— Aim of the exercise —
Write out the entire listing below exactly as it appears, minus any pictures.
■ ■ ■ ■ ■
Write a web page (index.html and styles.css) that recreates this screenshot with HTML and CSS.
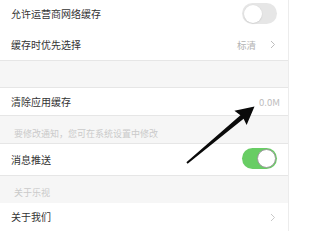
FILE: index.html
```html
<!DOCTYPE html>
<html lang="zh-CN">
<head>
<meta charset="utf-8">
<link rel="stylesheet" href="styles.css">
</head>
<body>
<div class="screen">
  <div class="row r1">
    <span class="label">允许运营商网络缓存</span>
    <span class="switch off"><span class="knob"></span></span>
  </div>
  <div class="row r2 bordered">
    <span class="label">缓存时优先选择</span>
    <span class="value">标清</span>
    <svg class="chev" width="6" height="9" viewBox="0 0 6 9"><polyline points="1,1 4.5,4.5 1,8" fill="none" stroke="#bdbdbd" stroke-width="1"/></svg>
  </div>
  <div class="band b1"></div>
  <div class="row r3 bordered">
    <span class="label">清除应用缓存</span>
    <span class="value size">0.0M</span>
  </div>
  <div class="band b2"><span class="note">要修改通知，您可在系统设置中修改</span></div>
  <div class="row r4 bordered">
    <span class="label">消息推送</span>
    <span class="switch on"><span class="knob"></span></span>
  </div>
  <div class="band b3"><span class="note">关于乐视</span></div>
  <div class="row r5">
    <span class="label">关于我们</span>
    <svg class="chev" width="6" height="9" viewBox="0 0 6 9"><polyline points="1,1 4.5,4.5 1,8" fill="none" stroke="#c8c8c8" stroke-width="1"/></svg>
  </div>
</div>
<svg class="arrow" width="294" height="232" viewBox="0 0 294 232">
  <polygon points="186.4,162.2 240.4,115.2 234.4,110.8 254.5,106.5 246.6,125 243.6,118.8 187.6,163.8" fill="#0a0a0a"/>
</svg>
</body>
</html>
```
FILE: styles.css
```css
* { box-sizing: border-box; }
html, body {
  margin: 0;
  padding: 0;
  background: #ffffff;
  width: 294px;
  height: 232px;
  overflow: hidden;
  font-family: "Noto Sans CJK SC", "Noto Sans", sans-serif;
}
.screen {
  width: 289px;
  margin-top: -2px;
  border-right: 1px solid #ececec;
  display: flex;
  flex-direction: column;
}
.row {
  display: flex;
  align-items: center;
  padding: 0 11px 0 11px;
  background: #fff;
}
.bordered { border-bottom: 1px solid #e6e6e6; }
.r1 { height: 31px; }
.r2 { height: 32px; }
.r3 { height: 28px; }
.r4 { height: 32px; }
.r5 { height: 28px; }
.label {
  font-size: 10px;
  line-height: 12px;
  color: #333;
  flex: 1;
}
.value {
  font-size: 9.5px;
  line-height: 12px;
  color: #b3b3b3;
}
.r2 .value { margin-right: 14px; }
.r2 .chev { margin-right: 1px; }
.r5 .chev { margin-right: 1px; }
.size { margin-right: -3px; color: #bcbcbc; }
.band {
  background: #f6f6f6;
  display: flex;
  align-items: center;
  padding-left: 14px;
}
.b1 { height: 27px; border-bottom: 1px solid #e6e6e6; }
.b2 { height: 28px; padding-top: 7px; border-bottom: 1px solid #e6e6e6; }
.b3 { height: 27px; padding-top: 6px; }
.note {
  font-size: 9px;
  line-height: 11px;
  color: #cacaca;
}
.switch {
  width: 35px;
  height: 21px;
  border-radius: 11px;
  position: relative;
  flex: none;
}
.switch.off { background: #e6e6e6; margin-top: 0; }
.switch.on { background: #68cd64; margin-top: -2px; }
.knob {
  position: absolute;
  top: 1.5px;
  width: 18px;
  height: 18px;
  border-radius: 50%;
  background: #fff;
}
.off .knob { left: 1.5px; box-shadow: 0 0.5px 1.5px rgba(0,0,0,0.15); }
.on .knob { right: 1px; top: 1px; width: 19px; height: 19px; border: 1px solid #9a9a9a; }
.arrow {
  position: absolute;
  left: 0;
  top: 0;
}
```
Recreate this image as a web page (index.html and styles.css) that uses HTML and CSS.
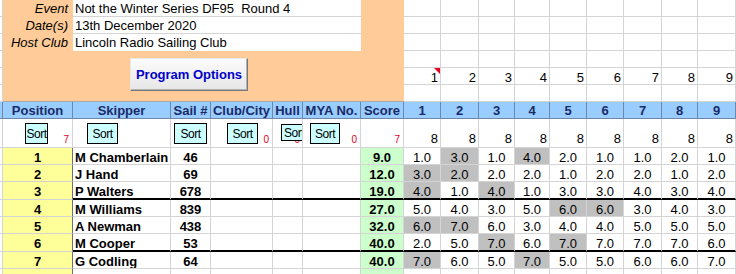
■ ■ ■ ■ ■
— Solution to this exercise —
Write a web page (index.html and styles.css) that recreates this screenshot with HTML and CSS.
FILE: index.html
```html
<!DOCTYPE html>
<html lang="zh-CN">
<head>
<meta charset="utf-8">
<link rel="stylesheet" href="styles.css">
</head>
<body>
<div class="screen">
  <div class="row r1">
    <span class="label">允许运营商网络缓存</span>
    <span class="switch off"><span class="knob"></span></span>
  </div>
  <div class="row r2 bordered">
    <span class="label">缓存时优先选择</span>
    <span class="value">标清</span>
    <svg class="chev" width="6" height="9" viewBox="0 0 6 9"><polyline points="1,1 4.5,4.5 1,8" fill="none" stroke="#bdbdbd" stroke-width="1"/></svg>
  </div>
  <div class="band b1"></div>
  <div class="row r3 bordered">
    <span class="label">清除应用缓存</span>
    <span class="value size">0.0M</span>
  </div>
  <div class="band b2"><span class="note">要修改通知，您可在系统设置中修改</span></div>
  <div class="row r4 bordered">
    <span class="label">消息推送</span>
    <span class="switch on"><span class="knob"></span></span>
  </div>
  <div class="band b3"><span class="note">关于乐视</span></div>
  <div class="row r5">
    <span class="label">关于我们</span>
    <svg class="chev" width="6" height="9" viewBox="0 0 6 9"><polyline points="1,1 4.5,4.5 1,8" fill="none" stroke="#c8c8c8" stroke-width="1"/></svg>
  </div>
</div>
<svg class="arrow" width="294" height="232" viewBox="0 0 294 232">
  <polygon points="186.4,162.2 240.4,115.2 234.4,110.8 254.5,106.5 246.6,125 243.6,118.8 187.6,163.8" fill="#0a0a0a"/>
</svg>
</body>
</html>
```
FILE: styles.css
```css
* { box-sizing: border-box; }
html, body {
  margin: 0;
  padding: 0;
  background: #ffffff;
  width: 294px;
  height: 232px;
  overflow: hidden;
  font-family: "Noto Sans CJK SC", "Noto Sans", sans-serif;
}
.screen {
  width: 289px;
  margin-top: -2px;
  border-right: 1px solid #ececec;
  display: flex;
  flex-direction: column;
}
.row {
  display: flex;
  align-items: center;
  padding: 0 11px 0 11px;
  background: #fff;
}
.bordered { border-bottom: 1px solid #e6e6e6; }
.r1 { height: 31px; }
.r2 { height: 32px; }
.r3 { height: 28px; }
.r4 { height: 32px; }
.r5 { height: 28px; }
.label {
  font-size: 10px;
  line-height: 12px;
  color: #333;
  flex: 1;
}
.value {
  font-size: 9.5px;
  line-height: 12px;
  color: #b3b3b3;
}
.r2 .value { margin-right: 14px; }
.r2 .chev { margin-right: 1px; }
.r5 .chev { margin-right: 1px; }
.size { margin-right: -3px; color: #bcbcbc; }
.band {
  background: #f6f6f6;
  display: flex;
  align-items: center;
  padding-left: 14px;
}
.b1 { height: 27px; border-bottom: 1px solid #e6e6e6; }
.b2 { height: 28px; padding-top: 7px; border-bottom: 1px solid #e6e6e6; }
.b3 { height: 27px; padding-top: 6px; }
.note {
  font-size: 9px;
  line-height: 11px;
  color: #cacaca;
}
.switch {
  width: 35px;
  height: 21px;
  border-radius: 11px;
  position: relative;
  flex: none;
}
.switch.off { background: #e6e6e6; margin-top: 0; }
.switch.on { background: #68cd64; margin-top: -2px; }
.knob {
  position: absolute;
  top: 1.5px;
  width: 18px;
  height: 18px;
  border-radius: 50%;
  background: #fff;
}
.off .knob { left: 1.5px; box-shadow: 0 0.5px 1.5px rgba(0,0,0,0.15); }
.on .knob { right: 1px; top: 1px; width: 19px; height: 19px; border: 1px solid #9a9a9a; }
.arrow {
  position: absolute;
  left: 0;
  top: 0;
}
```
Recreate this image as a web page (index.html and styles.css) that uses HTML and CSS.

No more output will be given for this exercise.